What is being asked:
Take the lines from the beginning of the material through the line containing "const paper = '#f7f6fb'" and retype them exactly, leaving the pictures out.

Recorded data:
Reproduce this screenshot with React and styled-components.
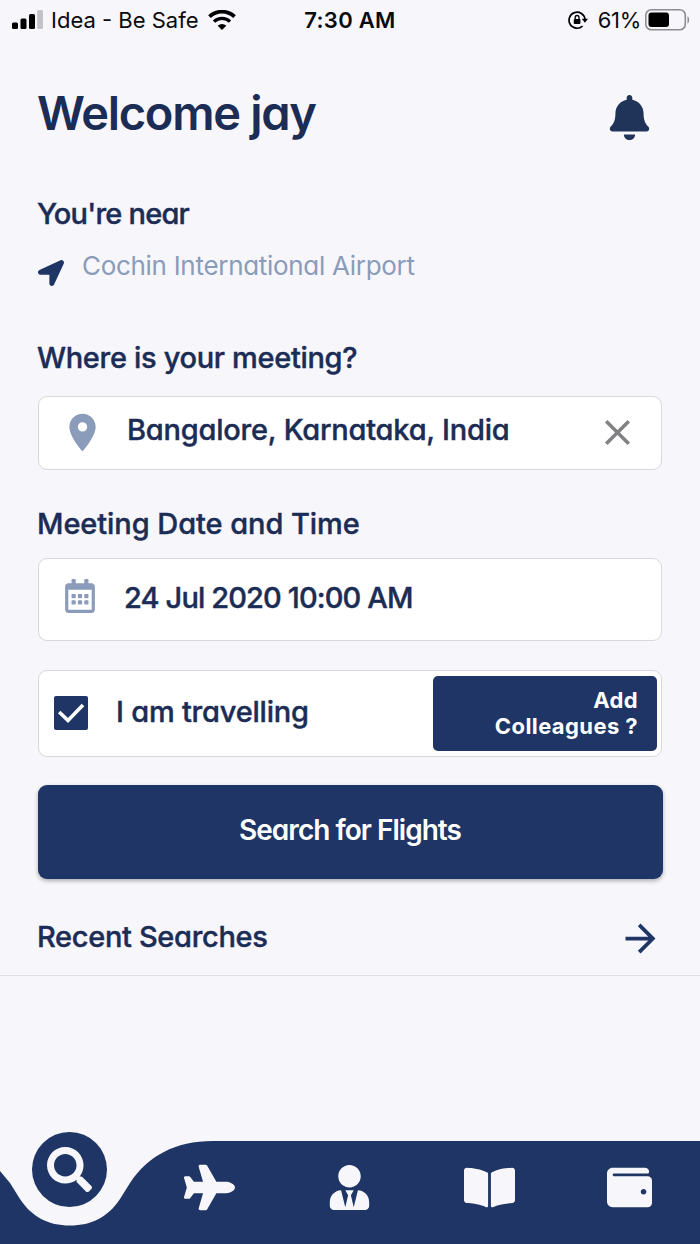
import styled, { createGlobalStyle } from 'styled-components'
import {
  FaBell,
  FaBookOpen,
  FaLocationArrow,
  FaPlane,
  FaRegCalendarAlt,
  FaSearch,
  FaUserTie,
  FaWallet
} from 'react-icons/fa'
import { MdArrowForward, MdClose, MdLocationOn } from 'react-icons/md'

const navy = '#1e3565'
const ink = '#1b2c55'
const muted = '#8a9cb9'
const paper = '#f7f6fb'

const GlobalStyle = createGlobalStyle`
  * {
    box-sizing: border-box;
  }
  body {
    margin: 0;
    background: ${paper};
    font-family: Inter, 'Liberation Sans', sans-serif;
  }
  button {
    border: 0;
    padding: 0;
    background: none;
    font-family: inherit;
  }
  svg {
    display: block;
    flex: none;
  }
`

const Screen = styled.div`
  width: 700px;
  height: 1244px;
  display: flex;
  flex-direction: column;
  overflow: hidden;
  color: ${ink};
`

const StatusBar = styled.div`
  height: 39px;
  padding: 0 10px 0 12px;
  display: grid;
  grid-template-columns: 1fr auto 1fr;
  align-items: center;
  color: #0b0b0d;
  font-size: 22px;
  white-space: nowrap;
`

const StatusGroup = styled.div`
  display: flex;
  align-items: center;
  gap: ${props => props.gap}px;
  justify-content: ${props => (props.end ? 'flex-end' : 'flex-start')};
`

const Clock = styled.span`
  margin-right: 2px;
  font-weight: 600;
  letter-spacing: 0.3px;
`

const Carrier = styled.span`
  margin-right: 2px;
`

const Percent = styled.span`
  margin-left: 6px;
  letter-spacing: -0.3px;
`

const Content = styled.main`
  flex: 1;
  padding: 44px 38px 0;
  font-feature-settings: 'cv11';
`

const Header = styled.header`
  display: flex;
  justify-content: space-between;
  padding-right: 10px;
  svg {
    margin-top: 12px;
  }
`

const Title = styled.h1`
  margin: 0 0 0 -1px;
  font-size: 47px;
  line-height: 60px;
  font-weight: 600;
  letter-spacing: ${props => props.track}px;
`

const Label = styled.h2`
  margin: ${props => props.top}px 0 ${props => props.bottom || 0}px -1px;
  font-size: 29px;
  line-height: 40px;
  font-weight: 500;
  letter-spacing: ${props => props.track || 0}px;
  -webkit-text-stroke: 0.4px currentColor;
`

const Near = styled.div`
  display: flex;
  gap: 18px;
  margin-top: 15px;
  height: 34px;
  color: ${navy};
  svg {
    margin-top: 11px;
  }
`

const NearText = styled.span`
  color: ${muted};
  font-size: 26px;
  line-height: 34px;
  letter-spacing: -0.3px;
`

const Field = styled.div`
  height: ${props => props.height}px;
  display: flex;
  align-items: center;
  background: #fff;
  border: 1px solid #d8d8db;
  border-radius: 9px;
  color: ${muted};
  padding: ${props => props.pad};
  margin-top: ${props => props.top || 0}px;
`

const CalendarIcon = styled(FaRegCalendarAlt)`
  margin-bottom: 8px;
`

const Value = styled.span`
  flex: 1;
  color: ${ink};
  font-size: 29px;
  line-height: 40px;
  font-weight: 500;
  white-space: nowrap;
  letter-spacing: ${props => props.track}px;
  margin-left: ${props => props.left}px;
  padding-bottom: ${props => props.lift}px;
  -webkit-text-stroke: 0.4px currentColor;
`

const CheckBox = styled.span`
  width: 34px;
  height: 34px;
  border-radius: 2px;
  background: ${navy};
`

const AddButton = styled.button`
  width: 224px;
  height: 75px;
  margin-top: 2px;
  padding: 0 19px 1px 0;
  border-radius: 5px;
  background: ${navy};
  color: #fff;
  font-size: 22px;
  line-height: 26px;
  font-weight: 700;
  letter-spacing: 0.4px;
  text-align: right;
`

const SearchButton = styled.button`
  width: 625px;
  height: 94px;
  margin: 28px 0 0 -0.5px;
  padding-bottom: 5px;
  display: block;
  border-radius: 9px;
  background: ${navy};
  box-shadow: 0 2px 4px rgba(0, 0, 0, 0.3);
  color: #fff;
  font-size: 28px;
  font-weight: 600;
  letter-spacing: -0.98px;
  font-feature-settings: inherit;
`

const Recent = styled.div`
  display: flex;
  align-items: center;
  justify-content: space-between;
  margin: 37px -38px 0;
  padding: 0 37px 14px 38px;
  border-bottom: 1px solid #dfdfe5;
`

const Nav = styled.nav`
  position: relative;
  height: 112px;
  display: grid;
  grid-template-columns: repeat(5, 1fr);
  justify-items: center;
  align-items: center;
  color: ${paper};
`

const NavShape = styled.svg`
  position: absolute;
  left: 0;
  top: 0;
`

const NavItem = styled.button`
  position: relative;
  margin: 0 1px 1px 0;
  color: inherit;
`

const ActiveItem = styled(NavItem)`
  align-self: start;
  width: 75px;
  height: 75px;
  display: flex;
  align-items: center;
  justify-content: center;
  border-radius: 50%;
  background: ${navy};
`

const Signal = () => (
  <svg width="31" height="20" viewBox="0 0 31 20">
    <rect x="0" y="12.5" width="6" height="6.5" rx="1.5" fill="#000" />
    <rect x="8.5" y="8.5" width="6" height="10.5" rx="1.5" fill="#000" />
    <rect x="17" y="4" width="6" height="15" rx="1.5" fill="#000" />
    <rect x="25.2" y="0" width="5.8" height="19" rx="1.5" fill="#c3c2c8" />
  </svg>
)

const Wifi = () => (
  <svg width="28" height="20" viewBox="0 0 28 20" fill="none" stroke="#000">
    <path d="M1.5 6.7a18 18 0 0 1 25 0" strokeWidth="3.8" />
    <path d="M6 11.6a11.5 11.5 0 0 1 16 0" strokeWidth="3.3" />
    <path d="M14 20l-4.3-4.3a6 6 0 0 1 8.6 0z" fill="#000" stroke="none" />
  </svg>
)

const RotationLock = () => (
  <svg width="20" height="20" viewBox="0 0 20 20" fill="none" stroke="#000">
    <path d="M14.6 16a8 8 0 1 1 2.4-6.5" strokeWidth="1.7" />
    <path d="M13.8 8.8h6.2l-3.1 4z" fill="#000" stroke="none" />
    <rect x="5.8" y="9" width="6.6" height="5" rx="0.8" fill="#000" stroke="none" />
    <path d="M7.2 9V7.4a1.9 1.9 0 0 1 3.8 0V9" strokeWidth="1.3" />
  </svg>
)

const Battery = () => (
  <svg width="45" height="22" viewBox="0 0 45 22">
    <rect x="0.8" y="0.8" width="39.5" height="20" rx="5.5" fill="none" stroke="#8e8d92" strokeWidth="1.6" />
    <rect x="3.5" y="3.6" width="20.5" height="14.4" rx="3" fill="#000" />
    <path d="M42.5 7.2c2.2 1 2.2 6.2 0 7.2z" fill="#8e8d92" />
  </svg>
)

const tabs = [
  { name: 'flights', Icon: FaPlane, size: 51 },
  { name: 'profile', Icon: FaUserTie, size: 45 },
  { name: 'bookings', Icon: FaBookOpen, size: 51 },
  { name: 'wallet', Icon: FaWallet, size: 45 }
]

const App = () => (
  <Screen>
    <GlobalStyle />
    <StatusBar>
      <StatusGroup gap={8}>
        <Signal />
        <Carrier>Idea - Be Safe</Carrier>
        <Wifi />
      </StatusGroup>
      <Clock>7:30 AM</Clock>
      <StatusGroup end gap={4}>
        <RotationLock />
        <Percent>61%</Percent>
        <Battery />
      </StatusGroup>
    </StatusBar>

    <Content>
      <Header>
        <Title track={-1.3}>Welcome jay</Title>
        <FaBell size={45} color="#203359" />
      </Header>

      <Label top={51} track={-0.8}>You're near</Label>
      <Near>
        <FaLocationArrow size={26} />
        <NearText>Cochin International Airport</NearText>
      </Near>

      <Label top={55} bottom={18} track={-0.33}>Where is your meeting?</Label>
      <Field height={74} pad="0 22px 2px 21px">
        <MdLocationOn size={45} />
        <Value left={22} lift={5} track={-0.22}>Bangalore, Karnataka, India</Value>
        <MdClose size={43} color="#828284" />
      </Field>

      <Label top={34} bottom={14} track={-0.07}>Meeting Date and Time</Label>
      <Field height={83} pad="0 21px 0 24px">
        <CalendarIcon size={34} />
        <Value left={27} lift={4} track={-0.87}>24 Jul 2020 10:00 AM</Value>
      </Field>

      <Field height={87} top={29} pad="0 4px 2px 15px">
        <CheckBox>
          <svg width="34" height="34" viewBox="0 0 34 34" fill="none" stroke="#fff" strokeWidth="3.6">
            <path d="M5.2 16l8.8 8.5 15-15.5" />
          </svg>
        </CheckBox>
        <Value left={28} lift={2} track={-0.22}>I am travelling</Value>
        <AddButton>
          Add
          <br />
          Colleagues ?
        </AddButton>
      </Field>

      <SearchButton>Search for Flights</SearchButton>

      <Recent>
        <Label top={0} bottom={4} track={-0.33}>Recent Searches</Label>
        <MdArrowForward size={45} color={navy} />
      </Recent>
    </Content>

    <Nav>
      <NavShape width="700" height="112" viewBox="0 0 700 112">
        <path
          d="M0 39L10 51L20 67C32 85 48 93.5 70 93.5C92 93.5 108 85 120 67L130 51C148 24 175 9 213 9H700V112H0Z"
          fill={navy}
        />
      </NavShape>
      <ActiveItem aria-label="search">
        <FaSearch size={45} />
      </ActiveItem>
      {tabs.map(({ name, Icon, size }) => (
        <NavItem key={name} aria-label={name}>
          <Icon size={size} />
        </NavItem>
      ))}
    </Nav>
  </Screen>
)

export default App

Solution to this task:
Reproduce this screenshot with React and styled-components.
import styled, { createGlobalStyle } from 'styled-components'
import {
  FaBell,
  FaBookOpen,
  FaLocationArrow,
  FaPlane,
  FaRegCalendarAlt,
  FaSearch,
  FaUserTie,
  FaWallet
} from 'react-icons/fa'
import { MdArrowForward, MdClose, MdLocationOn } from 'react-icons/md'

const navy = '#1e3565'
const ink = '#1b2c55'
const muted = '#8a9cb9'
const paper = '#f7f6fb'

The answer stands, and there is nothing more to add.